▶ Work to do
Tally the lines containing "this" and report the number alone.

▶ Records to process
────

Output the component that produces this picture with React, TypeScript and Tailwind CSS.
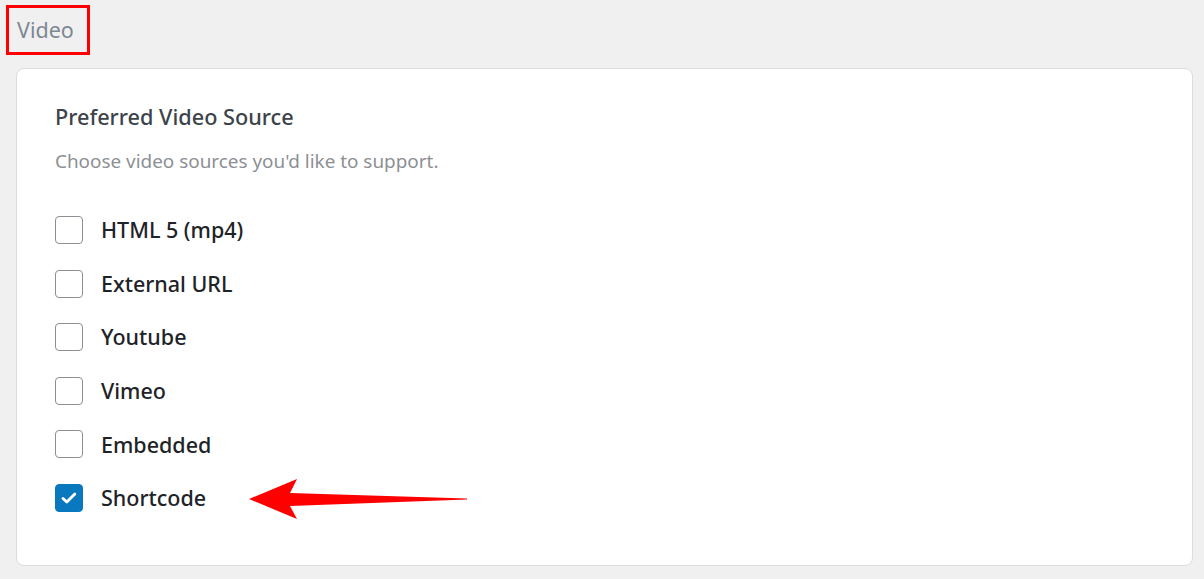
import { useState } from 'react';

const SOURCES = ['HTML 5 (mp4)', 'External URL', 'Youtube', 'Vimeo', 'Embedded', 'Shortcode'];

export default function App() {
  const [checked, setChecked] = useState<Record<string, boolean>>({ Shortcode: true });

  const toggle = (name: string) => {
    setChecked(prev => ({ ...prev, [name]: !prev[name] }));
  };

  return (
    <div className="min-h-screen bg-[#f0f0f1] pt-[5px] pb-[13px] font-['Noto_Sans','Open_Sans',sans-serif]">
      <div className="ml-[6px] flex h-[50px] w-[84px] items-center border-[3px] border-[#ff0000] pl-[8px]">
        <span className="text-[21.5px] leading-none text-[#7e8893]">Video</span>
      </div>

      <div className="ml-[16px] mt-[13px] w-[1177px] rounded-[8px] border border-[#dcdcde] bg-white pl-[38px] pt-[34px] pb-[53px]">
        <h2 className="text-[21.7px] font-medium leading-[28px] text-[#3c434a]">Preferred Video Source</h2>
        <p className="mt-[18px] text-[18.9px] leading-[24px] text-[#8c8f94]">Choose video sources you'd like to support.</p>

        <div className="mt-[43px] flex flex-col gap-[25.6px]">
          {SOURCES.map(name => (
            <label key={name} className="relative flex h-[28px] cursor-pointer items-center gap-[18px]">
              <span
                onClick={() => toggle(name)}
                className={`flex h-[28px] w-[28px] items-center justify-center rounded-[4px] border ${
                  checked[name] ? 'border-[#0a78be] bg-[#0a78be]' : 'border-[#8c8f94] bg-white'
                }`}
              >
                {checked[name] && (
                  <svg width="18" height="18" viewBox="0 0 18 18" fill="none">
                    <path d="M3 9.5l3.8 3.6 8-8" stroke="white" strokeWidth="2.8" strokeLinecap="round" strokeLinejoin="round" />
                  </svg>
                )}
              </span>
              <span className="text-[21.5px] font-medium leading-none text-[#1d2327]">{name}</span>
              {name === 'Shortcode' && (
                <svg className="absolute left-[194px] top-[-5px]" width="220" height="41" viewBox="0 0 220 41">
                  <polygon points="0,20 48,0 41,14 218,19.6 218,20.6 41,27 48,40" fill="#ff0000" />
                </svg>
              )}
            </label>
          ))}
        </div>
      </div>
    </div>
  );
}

────

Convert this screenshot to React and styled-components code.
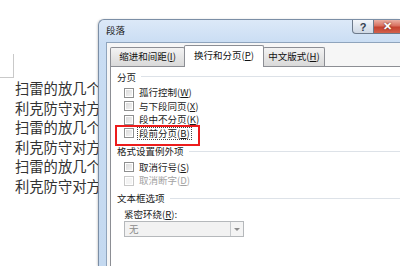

────

▶ Expected answer
2